I recently spent time at a BBC radio station and all this came back to me. One of my uttermost favourite things in the world is how radio splits time in your head. Part of you is seeing the minutes of a show roar by so fast yet part of you is also crunched up in panic over how you will fill the next twenty seconds.

You cannot have dead air. I’m not sure if this is still the case but at one point if you were silent for long enough on a radio station, the transmitters switched off. And it takes a long time to get them back on.

Whatever the technical issues, though, you cannot have dead air. Think of all the times television tries to cover up a swearword by dipping the sound. Usually the bleep, sometimes they dip the sound to silent for a second. And when they do, the entire room notices and reacts.

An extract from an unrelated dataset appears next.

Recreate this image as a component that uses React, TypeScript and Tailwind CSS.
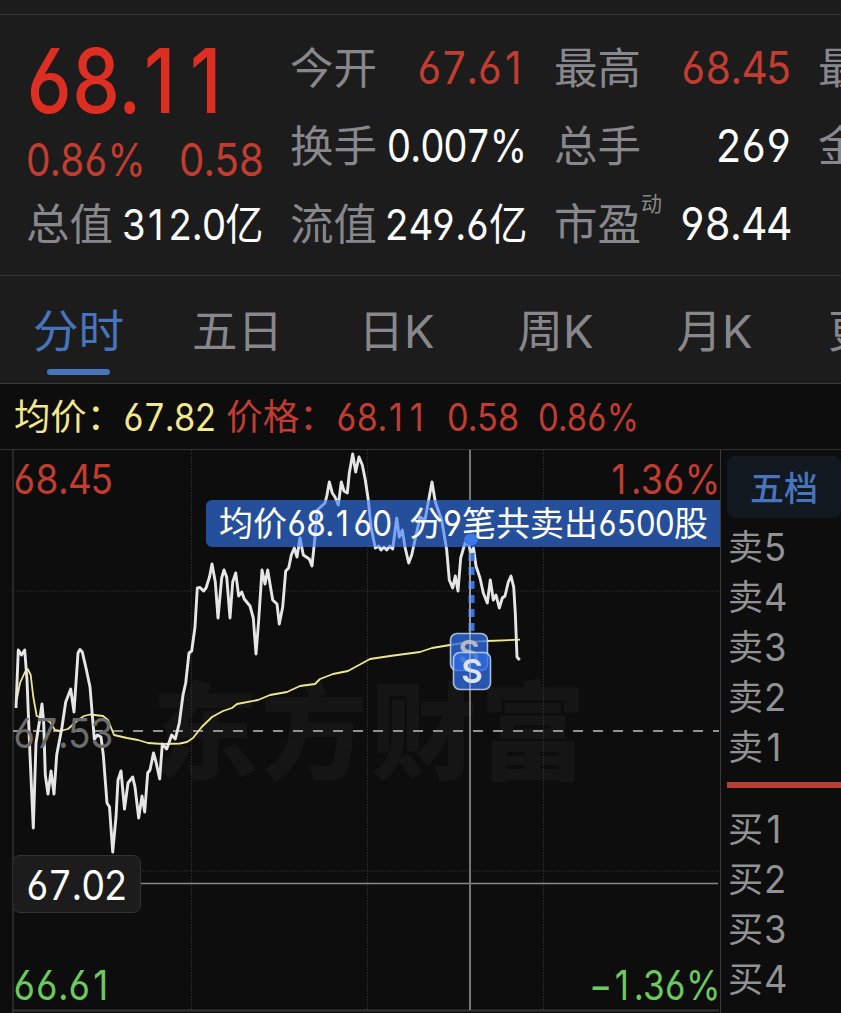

The driving need to keep the show going and to fill the gaps that are coming up ahead of you like Gromit adding train tracks as he goes, it is beyond overwhelming, it is inside you. It is you. I’m sure it’s the same in television and actually it was in my first TV job that I learnt the average speaking rate is three words per second. (In those days video machines needed time to get up to speed so you’d make a mark on the script so many words, therefore so many seconds, before the vision mixer needed to cut to it.)

But I got it from radio so radio is special to me. And alongside that parallel track of slow and fast time, you also get the shape of time.

I do this now in workshops. I think of things like the top and bottom of the hour. I know this is a hard item – hard as in inflexible, it’s a certain length like a video package – and that I need a couple of soft items – live interviews or discussions that you can just end when you need.

What’s more, seeing time this way helps you with everything: you look for the thing you can do now rather than have dead air. You look for the shape of the hour and of the day. Time runs away from us, time catches up with us, but it is our chief resource and we benefit from using it more.

Don’t plan a career, concentrate on now

You can’t figure out the future. Even young people who have a plan (be a doctor, lawyer, research scientist, singer) don’t really know what will happen. If they have any certainty at all, they’re a bit deluded. Life doesn’t go according to plan, and while a few people might do exactly what they set out to do, you never know if you’re one of those. Other things come along to change you, to change your opportunities, to change the world. The jobs of working at Google, Amazon or Twitter, for example, didn’t exist when I was a teen-ager. Neither did the job of Zen Habits blogger.

So if you can’t figure out the future, what do you do? Don’t focus on the future. Focus on what you can do right now that will be good no matter what the future brings. Make stuff. Build stuff. Learn skills. Go on adventures. Make friends. These things will help in any future.